Lurie leads effort to cut transfer tax to spur housing and economy

March 22, 2026
Patrick Hoge, SF Examiner

Some advocates for public affordable housing cried foul in 2024 over a successful ballot measure that cut city transfer taxes for certain office-to-housing conversions because it also authorized the Board of Supervisors to amend, reduce, suspend or repeal them altogether without voter approval.

Mayor Daniel Lurie and Supervisor Bilal Mahmood are now leading an effort to take advantage of that provision. They said their proposal to cut The City’s transfer tax on large property sales would encourage such transactions, fuel residential building activity, stimulate construction employment and energize the downtown economy.
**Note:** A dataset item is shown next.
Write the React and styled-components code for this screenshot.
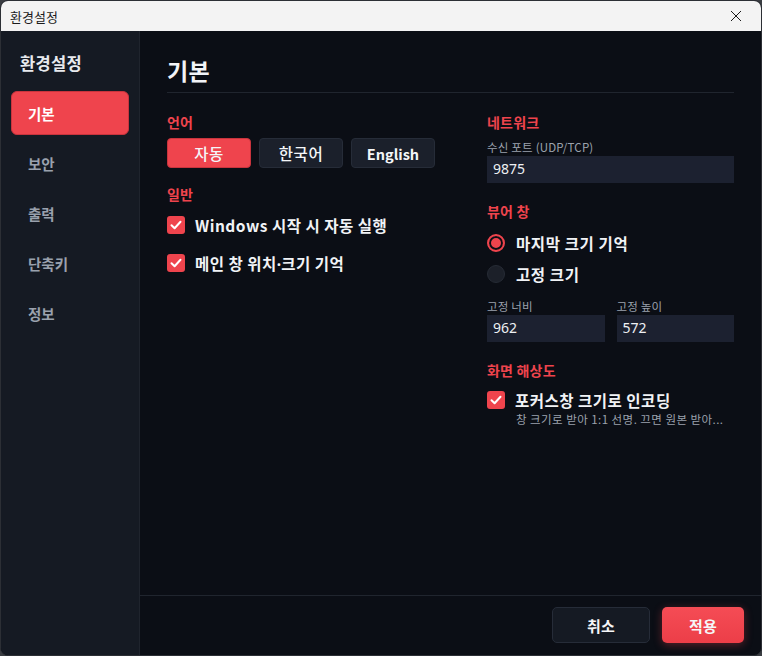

“The [Balanced Update to Incentivize Local Development] Act will unlock stalled housing projects and create thousands of good union jobs,” Lurie said in a press release unveiling the plan, which is awaiting consideration by the Board of Supervisors. “The BUILD Act will incentivize investment in these housing projects and buildings downtown — stimulating new jobs for electricians, plumbers, and laborers.”

Billed as a jobs and housing package, the legislation would halve the real-property transfer-tax rate from 5.5% to 2.75% for transactions valued between $10 million and $25 million, and from 6% to 3% for transactions of more than $25 million. The tax cuts would not apply to single-family residences or for property transfers worth less than $10 million.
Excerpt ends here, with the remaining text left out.